2. Specify definitions of non-conventional trademarks in the form of color, three-dimension, motion, hologram or sound and provisions regarding trademark drawings, descriptions and samples thereof
 
  The draft Enforcement Rules of the Trademark Act specifies that when filing a three-dimensional trademark or motion trademark application, a maximum of six drawings of the trademark may be submitted, and when filing a hologram trademark, a maximum of four drawings of the trademark may be submitted. Therefore, an applicant shall cautiously select drawings that best depict the distinctive features of the concerned trademark.
 
3. Specify the calculation method for the 6-month priority term
 
  The 6-month priority term is calculated from the date after the date of filing of the first application in any country or a member country of the World Trade Organization that has formed mutual recognition of priority rights with the Republic of China (Taiwan), or from the date after the date when relevant goods or services have been displayed at an exhibition.
 
4. List acceptable changes that do not substantially alter trademark drawing
 
  Specify situations in which changes to the drawing of a trademark are allowed; for instance, the portion not included in a trademark should be depicted in dotted lines.
 
5. Specify circumstances where even if consent from the owner of an earlier trademark is obtained, since the later-filed trademark application is obviously improper, it cannot be granted registration
 
  The said circumstances include:
 
  a) The to-be-filed trademark is identical to a registered trademark or an earlier filed trademark and is designated for use on the same goods or services.
 
  b) The registered trademark receives an injunction from a court.
 
  c) Other circumstances where registration is obviously improper (according to the IPO's substantial review of solid facts and evidence at the time of examination on a case by case basis).
 
6. Specify provisions governing the period in which an applicant may voice his/her reasons before the IPO renders a trademark rejection, and extension of such period
 
  A local applicant is given one month to put forth his/her reasons, while a foreign applicant is given two months. The period may be extended for an additional term and thereafter no extension would be granted without any good cause.
 
7. Add provisions specifying that an application for recordation of trademark license should indicate whether such license is exclusive or non-exclusive, and delete provisions specifying that the recorded term of license is limited to the term of relevant trademark rights
 
  The term of license agreed in a license contract may exceed the registered term of relevant trademark rights.
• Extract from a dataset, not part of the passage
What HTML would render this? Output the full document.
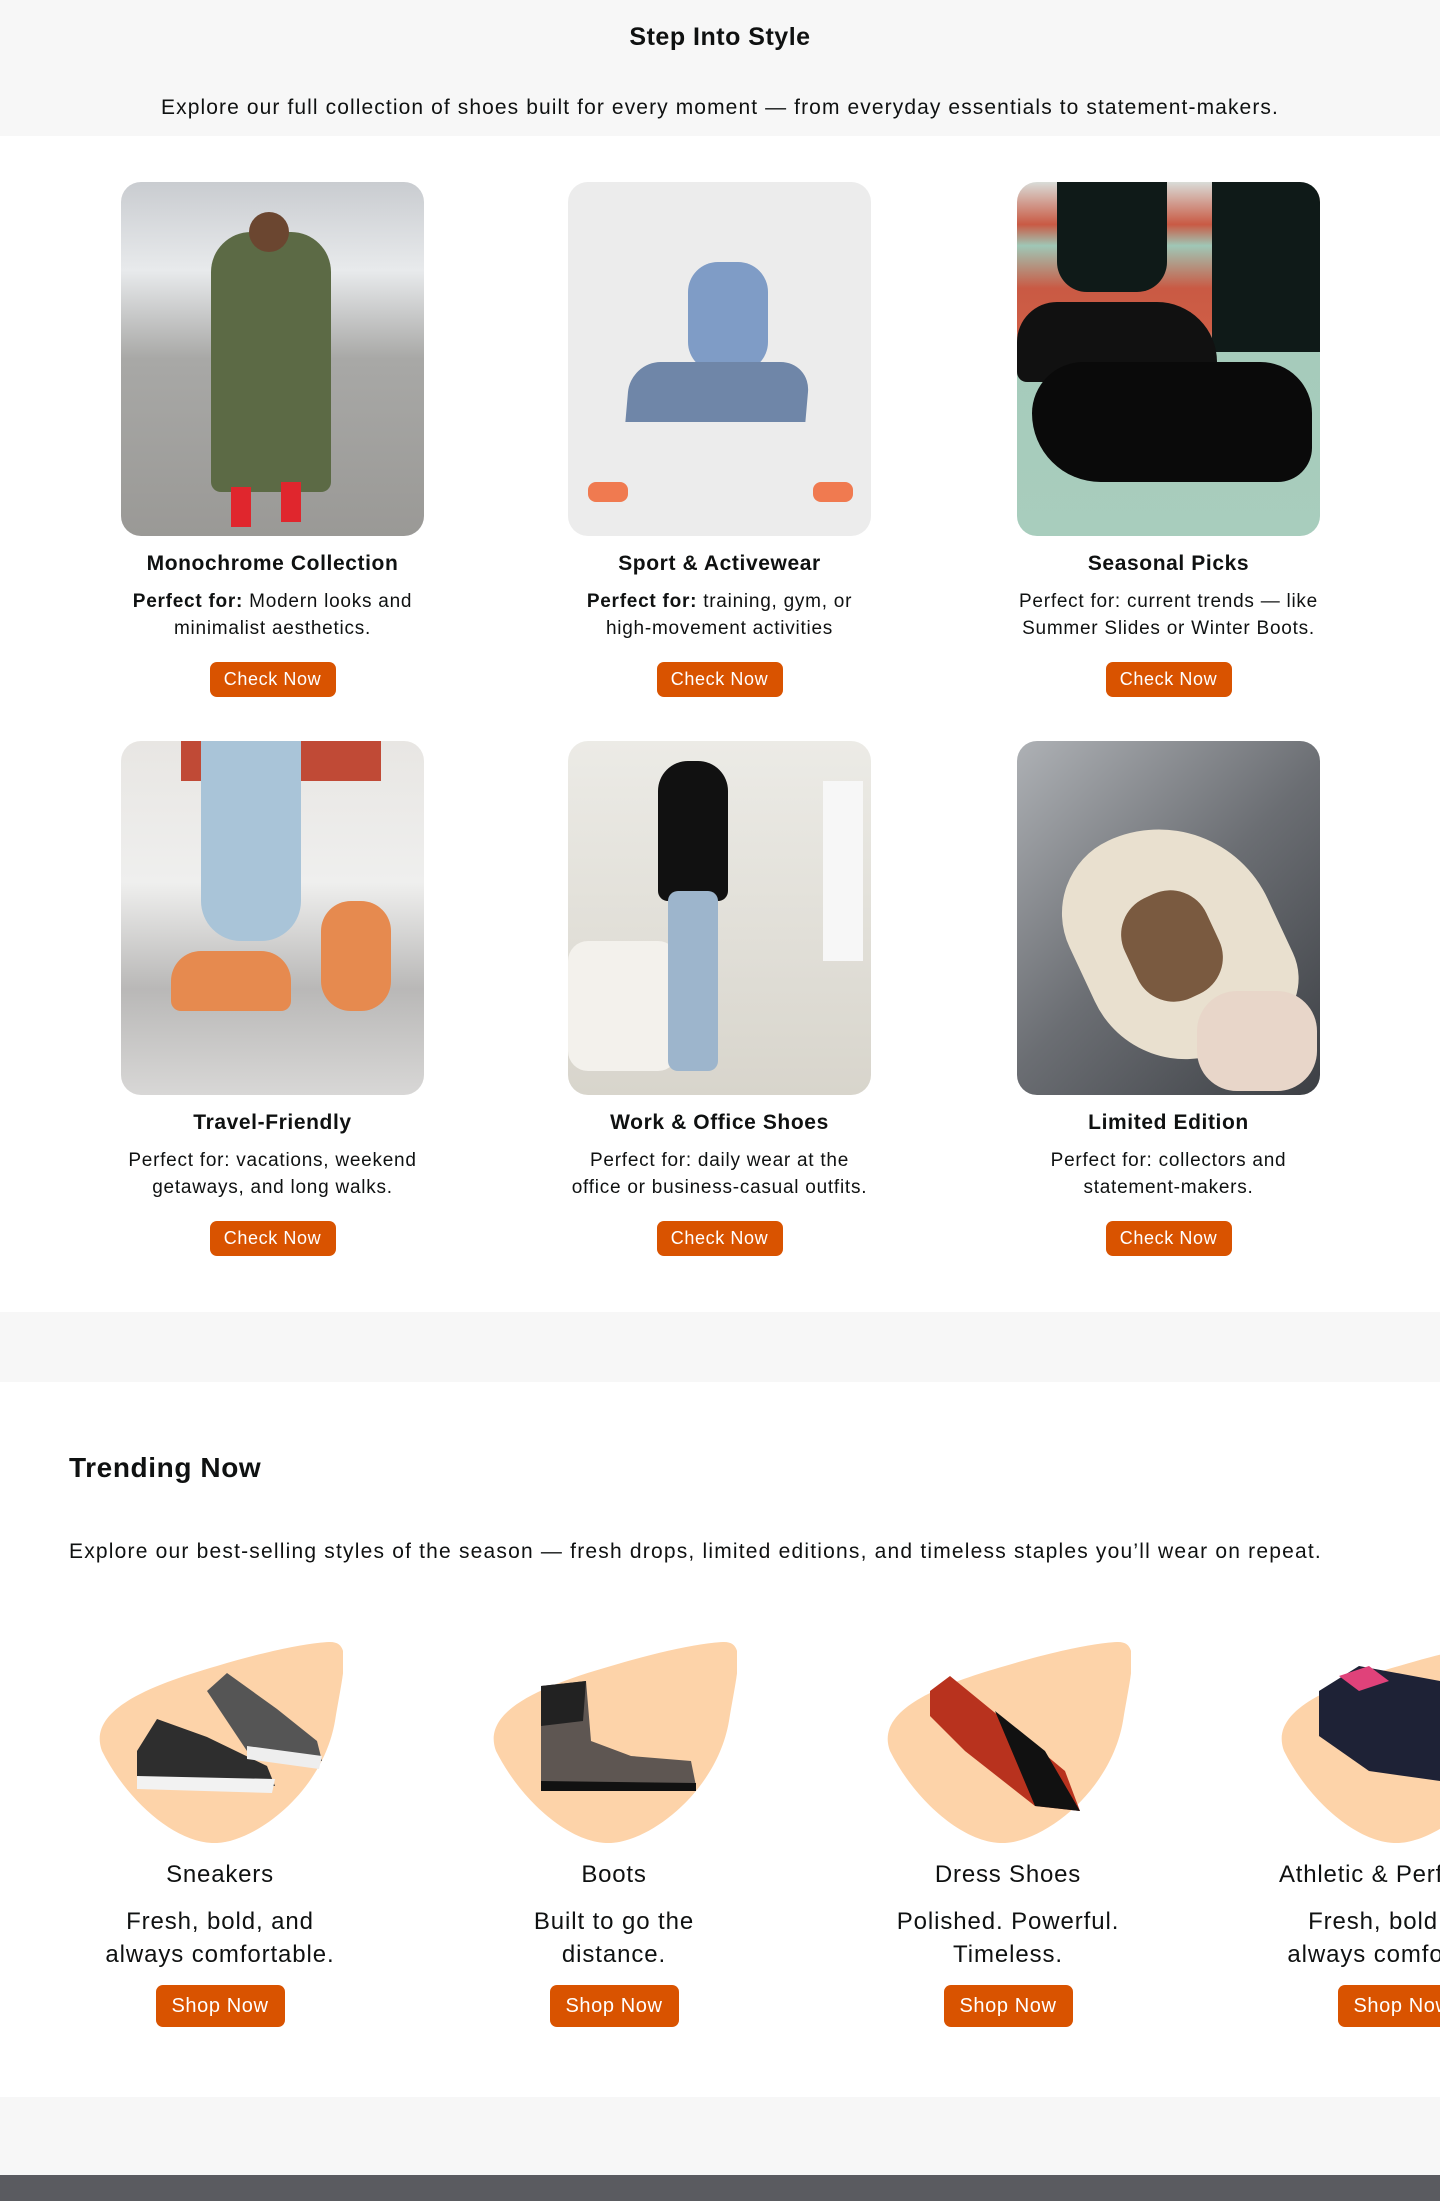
<!DOCTYPE html>
<html><head><meta charset="utf-8"><style>
*{box-sizing:border-box;margin:0;padding:0}
html,body{overflow:hidden}
body{width:1440px;height:2201px;background:#fff;font-family:"Liberation Sans",Arial,sans-serif;color:#0f1111;position:relative}
.top{position:absolute;left:0;top:0;width:1440px;height:136px;background:#f7f7f7}
.top h1{position:absolute;top:23px;width:100%;text-align:center;font-size:25px;font-weight:bold;letter-spacing:0.5px}
.top p{position:absolute;top:96px;width:100%;text-align:center;font-size:21px;letter-spacing:1.1px}
.card{position:absolute;width:303px;text-align:center}
.img{width:303px;height:354px;border-radius:20px;overflow:hidden;position:relative}
.card h3{margin-top:16px;font-size:21px;font-weight:bold;height:30px;letter-spacing:0.6px}
.card p{margin-top:6px;font-size:19px;line-height:27px;height:60px;letter-spacing:0.75px;margin-left:-20px;margin-right:-20px}
.btn{display:inline-block;background:#d95300;color:#fff;border-radius:7px;letter-spacing:0.6px}
.card .btn{margin-top:14px;width:126px;height:35px;line-height:35px;font-size:18px}
.band{position:absolute;left:0;width:1440px;background:#f7f7f7}
.t2{position:absolute;left:69px;top:1452px;font-size:28px;letter-spacing:0.6px;font-weight:600}
.p2{position:absolute;left:69px;top:1540px;font-size:21px;letter-spacing:1.2px}
.item{position:absolute;top:1641px;width:246px;text-align:center}
.item svg{display:block}
.item h4{margin-top:18px;font-size:24px;font-weight:normal;height:34px;letter-spacing:0.8px;white-space:nowrap}
.item p{margin-top:10px;font-size:24px;line-height:33px;height:66px;letter-spacing:0.9px;white-space:nowrap}
.item .btn{margin-top:14px;width:129px;height:42px;line-height:42px;font-size:20px}
.s{position:absolute}
</style></head><body>
<div class="top"><h1>Step Into Style</h1><p>Explore our full collection of shoes built for every moment — from everyday essentials to statement-makers.</p></div>

<div class="card" style="left:121px;top:182px"><div class="img" style="background:linear-gradient(#c9ccd0 0,#e8eaec 25%,#a8a8a6 50%,#9a9996 100%)">
<div class="s" style="left:90px;top:50px;width:120px;height:260px;background:#5c6a45;border-radius:40px 40px 10px 10px"></div>
<div class="s" style="left:128px;top:30px;width:40px;height:40px;background:#6b4630;border-radius:50%"></div>
<div class="s" style="left:110px;top:305px;width:20px;height:40px;background:#e0262d"></div><div class="s" style="left:160px;top:300px;width:20px;height:40px;background:#e0262d"></div></div>
<h3>Monochrome Collection</h3><p><b>Perfect for:</b> Modern looks and<br>minimalist aesthetics.</p><span class="btn">Check Now</span></div>

<div class="card" style="left:568px;top:182px"><div class="img" style="background:#ececec">
<div class="s" style="left:120px;top:80px;width:80px;height:110px;background:#7f9cc6;border-radius:30px"></div>
<div class="s" style="left:60px;top:180px;width:180px;height:60px;background:#6f86a8;border-radius:30px 30px 0 0;transform:skewX(-5deg)"></div>
<div class="s" style="left:20px;top:300px;width:40px;height:20px;background:#f07a50;border-radius:8px"></div><div class="s" style="left:245px;top:300px;width:40px;height:20px;background:#f07a50;border-radius:8px"></div></div>
<h3>Sport &amp; Activewear</h3><p><b>Perfect for:</b> training, gym, or<br>high-movement activities</p><span class="btn">Check Now</span></div>

<div class="card" style="left:1017px;top:182px"><div class="img" style="background:linear-gradient(#d9dcd8 0,#c95a44 12%,#9fc7b6 18%,#c95a44 30%,#cf5e46 42%,#a6cbbb 48%,#a8cdbd 100%)">
<div class="s" style="left:40px;top:0;width:110px;height:110px;background:#0f1a18;border-radius:0 0 30px 30px"></div>
<div class="s" style="left:195px;top:0;width:110px;height:170px;background:#0f1a18"></div>
<div class="s" style="left:0;top:120px;width:200px;height:80px;background:#111;border-radius:40px 60px 10px 10px"></div>
<div class="s" style="left:15px;top:180px;width:280px;height:120px;background:#0a0a0a;border-radius:60px 60px 40px 80px"></div></div>
<h3>Seasonal Picks</h3><p>Perfect for: current trends — like<br>Summer Slides or Winter Boots.</p><span class="btn">Check Now</span></div>

<div class="card" style="left:121px;top:741px"><div class="img" style="background:linear-gradient(#e8e6e3 0,#efefee 40%,#b9b8b7 70%,#d8d7d6 100%)">
<div class="s" style="left:60px;top:0;width:200px;height:40px;background:#c04a36"></div>
<div class="s" style="left:80px;top:0;width:100px;height:200px;background:#a9c4d8;border-radius:0 0 40px 40px"></div>
<div class="s" style="left:50px;top:210px;width:120px;height:60px;background:#e68a4f;border-radius:30px 30px 10px 10px"></div>
<div class="s" style="left:200px;top:160px;width:70px;height:110px;background:#e68a4f;border-radius:30px"></div></div>
<h3>Travel-Friendly</h3><p>Perfect for: vacations, weekend<br>getaways, and long walks.</p><span class="btn">Check Now</span></div>

<div class="card" style="left:568px;top:741px"><div class="img" style="background:linear-gradient(#ecebe6,#d8d5cc)">
<div class="s" style="left:0;top:200px;width:110px;height:130px;background:#f3f1ec;border-radius:20px"></div>
<div class="s" style="left:90px;top:20px;width:70px;height:140px;background:#111;border-radius:30px 30px 10px 10px"></div>
<div class="s" style="left:100px;top:150px;width:50px;height:180px;background:#9db5cc;border-radius:10px"></div>
<div class="s" style="left:255px;top:40px;width:40px;height:180px;background:#f7f7f7"></div></div>
<h3>Work &amp; Office Shoes</h3><p>Perfect for: daily wear at the<br>office or business-casual outfits.</p><span class="btn">Check Now</span></div>

<div class="card" style="left:1017px;top:741px"><div class="img" style="background:linear-gradient(135deg,#aeb1b5,#6b6e73 50%,#3c3f44)">
<div class="s" style="left:60px;top:80px;width:200px;height:240px;background:#e9e0cf;border-radius:80px 120px 60px 100px;transform:rotate(-25deg)"></div>
<div class="s" style="left:110px;top:150px;width:90px;height:110px;background:#7a5a40;border-radius:40px;transform:rotate(-25deg)"></div>
<div class="s" style="left:180px;top:250px;width:120px;height:100px;background:#e8d6c9;border-radius:40px"></div></div>
<h3>Limited Edition</h3><p>Perfect for: collectors and<br>statement-makers.</p><span class="btn">Check Now</span></div>

<div class="band" style="top:1312px;height:70px"></div>
<div class="t2">Trending Now</div>
<div class="p2">Explore our best-selling styles of the season — fresh drops, limited editions, and timeless staples you’ll wear on repeat.</div>

<div class="item" style="left:97px"><svg width="246" height="202" viewBox="0 0 246 202"><path d="M232 1C256 0 246 30 238 80C226 150 160 200 120 202C80 204 30 160 5 110C-10 70 50 45 120 25C170 10 210 2 232 1Z" fill="#fdd3a9"/><path d="M40 110L60 78L110 96L170 125L178 145L40 147Z" fill="#2e2e2e"/><path d="M40 135L178 138L175 152L40 148Z" fill="#f2f2f2"/><path d="M110 50L130 32L180 68L220 100L225 120L150 110Z" fill="#555"/><path d="M150 105L225 115L222 128L150 118Z" fill="#eee"/></svg>
<h4>Sneakers</h4><p>Fresh, bold, and<br>always comfortable.</p><span class="btn">Shop Now</span></div>

<div class="item" style="left:491px"><svg width="246" height="202" viewBox="0 0 246 202"><path d="M232 1C256 0 246 30 238 80C226 150 160 200 120 202C80 204 30 160 5 110C-10 70 50 45 120 25C170 10 210 2 232 1Z" fill="#fdd3a9"/><path d="M50 45L95 40L100 100L140 115L200 120L205 145L50 142Z" fill="#5e5652"/><path d="M50 45L95 40L92 80L50 85Z" fill="#222"/><path d="M50 140L205 142L205 150L50 150Z" fill="#111"/></svg>
<h4>Boots</h4><p>Built to go the<br>distance.</p><span class="btn">Shop Now</span></div>

<div class="item" style="left:885px"><svg width="246" height="202" viewBox="0 0 246 202"><path d="M232 1C256 0 246 30 238 80C226 150 160 200 120 202C80 204 30 160 5 110C-10 70 50 45 120 25C170 10 210 2 232 1Z" fill="#fdd3a9"/><path d="M45 50L65 35L120 80L180 130L195 170L150 165L80 110L45 75Z" fill="#b8321e"/><path d="M110 70L160 110L195 170L150 165Z" fill="#111"/></svg>
<h4>Dress Shoes</h4><p>Polished. Powerful.<br>Timeless.</p><span class="btn">Shop Now</span></div>

<div class="item" style="left:1279px"><svg width="246" height="202" viewBox="0 0 246 202"><path d="M232 1C256 0 246 30 238 80C226 150 160 200 120 202C80 204 30 160 5 110C-10 70 50 45 120 25C170 10 210 2 232 1Z" fill="#fdd3a9"/><path d="M40 50L80 25L161 40L161 140L90 130L40 95Z" fill="#1e2236"/><path d="M60 35L90 25L110 40L80 50Z" fill="#e0427a"/></svg>
<h4>Athletic &amp; Performance</h4><p>Fresh, bold, and<br>always comfortable.</p><span class="btn">Shop Now</span></div>

<div class="band" style="top:2097px;height:78px"></div>
<div class="band" style="top:2175px;height:26px;background:#5a5b60"></div>
</body></html>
However, considering that trademark rights are renewable by law after their expiration, the effect of the original license contracts should not be affected and therefore no additional application for recordation of such license is required.
 
8. Delete provisions specifying that recordation of a pledge should indicate the term of pledge and that the term of pledge is restricted by the term of relevant trademark rights
 
  The term of existence of a pledge depends on the clearance of relevant collateralized debt. Once a trademark registration is renewed, no additional application for recordation of a pledge thereon is required.